Any foundation from any other jurisdiction can apply to the Registrar to register in Guernsey.  It is up to the Registrar to agree to such registration and it is anticipated that the Registrar will consider such things as the jurisdiction from which the migrating foundation is migrating in, the founder and beneficiaries of the foundation and whether the registration of the foundation would be reputationally damaging to Guernsey.  The process will be similar to that for the migration of a company into Guernsey and so practitioners should be quickly prepared to assist in this regard.

Regulation or registered agent

Unless any councillor or guardian is a Guernsey licensed fiduciary (regulated by the Guernsey Financial Services Commission), the foundation must have a local resident agent to maintain the foundation's records.

Tax

There will be no taxes payable in Guernsey, unlike in some other jurisdictions.

Why Guernsey?

Guernsey is a well regulated and internationally respected offshore jurisdiction.  Guernsey is a politically stable jurisdiction with its own autonomous government but with close ties to the UK. 
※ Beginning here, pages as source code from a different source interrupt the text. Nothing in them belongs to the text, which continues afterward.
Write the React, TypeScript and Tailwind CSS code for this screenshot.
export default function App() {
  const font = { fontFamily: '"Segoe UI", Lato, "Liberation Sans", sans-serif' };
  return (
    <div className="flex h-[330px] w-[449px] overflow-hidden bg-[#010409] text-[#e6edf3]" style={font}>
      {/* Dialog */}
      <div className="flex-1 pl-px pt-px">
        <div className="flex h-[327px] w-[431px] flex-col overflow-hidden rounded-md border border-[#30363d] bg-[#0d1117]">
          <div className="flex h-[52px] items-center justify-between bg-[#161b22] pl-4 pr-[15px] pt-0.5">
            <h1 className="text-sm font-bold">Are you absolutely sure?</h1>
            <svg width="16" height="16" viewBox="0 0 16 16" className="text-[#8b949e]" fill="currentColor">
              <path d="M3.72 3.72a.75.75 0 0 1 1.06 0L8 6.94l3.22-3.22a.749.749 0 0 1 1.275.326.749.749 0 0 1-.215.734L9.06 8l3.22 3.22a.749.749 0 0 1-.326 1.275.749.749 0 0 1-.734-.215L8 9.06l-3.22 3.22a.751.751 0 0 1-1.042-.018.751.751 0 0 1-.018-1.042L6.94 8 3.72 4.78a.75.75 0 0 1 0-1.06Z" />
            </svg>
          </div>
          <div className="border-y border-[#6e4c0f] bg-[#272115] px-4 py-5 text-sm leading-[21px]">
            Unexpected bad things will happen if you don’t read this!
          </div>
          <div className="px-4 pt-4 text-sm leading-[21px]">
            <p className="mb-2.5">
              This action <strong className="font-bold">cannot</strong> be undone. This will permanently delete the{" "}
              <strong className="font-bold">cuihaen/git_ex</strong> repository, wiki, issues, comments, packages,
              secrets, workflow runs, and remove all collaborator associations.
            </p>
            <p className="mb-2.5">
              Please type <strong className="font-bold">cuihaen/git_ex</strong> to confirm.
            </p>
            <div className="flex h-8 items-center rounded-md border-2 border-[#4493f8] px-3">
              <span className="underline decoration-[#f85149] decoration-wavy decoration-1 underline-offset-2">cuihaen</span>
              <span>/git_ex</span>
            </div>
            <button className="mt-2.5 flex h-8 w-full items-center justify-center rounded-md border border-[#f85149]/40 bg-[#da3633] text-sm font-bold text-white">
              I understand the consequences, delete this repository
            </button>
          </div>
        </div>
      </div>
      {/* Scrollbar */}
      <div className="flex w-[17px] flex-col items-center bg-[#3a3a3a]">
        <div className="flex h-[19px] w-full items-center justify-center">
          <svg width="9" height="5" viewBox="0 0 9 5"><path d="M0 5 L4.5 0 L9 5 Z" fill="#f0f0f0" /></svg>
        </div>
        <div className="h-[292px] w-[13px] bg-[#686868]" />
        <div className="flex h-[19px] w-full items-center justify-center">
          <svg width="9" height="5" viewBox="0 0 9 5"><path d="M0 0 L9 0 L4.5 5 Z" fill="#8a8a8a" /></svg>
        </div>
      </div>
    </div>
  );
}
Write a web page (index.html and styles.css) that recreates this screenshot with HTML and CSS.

Guernsey’s finance industry has grown in size and expertise over the last 50 years and there are now a significant number of financial experts based locally who can provide investment, accounting, legal and other advice. 

In addition, the Guernsey judiciary is experience in a number of areas, including contentious private structures and trusts, and is capable of dealing with complex and high value cases.  The judiciary is made up of a number of very experienced local judges and is supported by, both at first instance and in the Court of Appeal, senior and prominent members of the English Bar.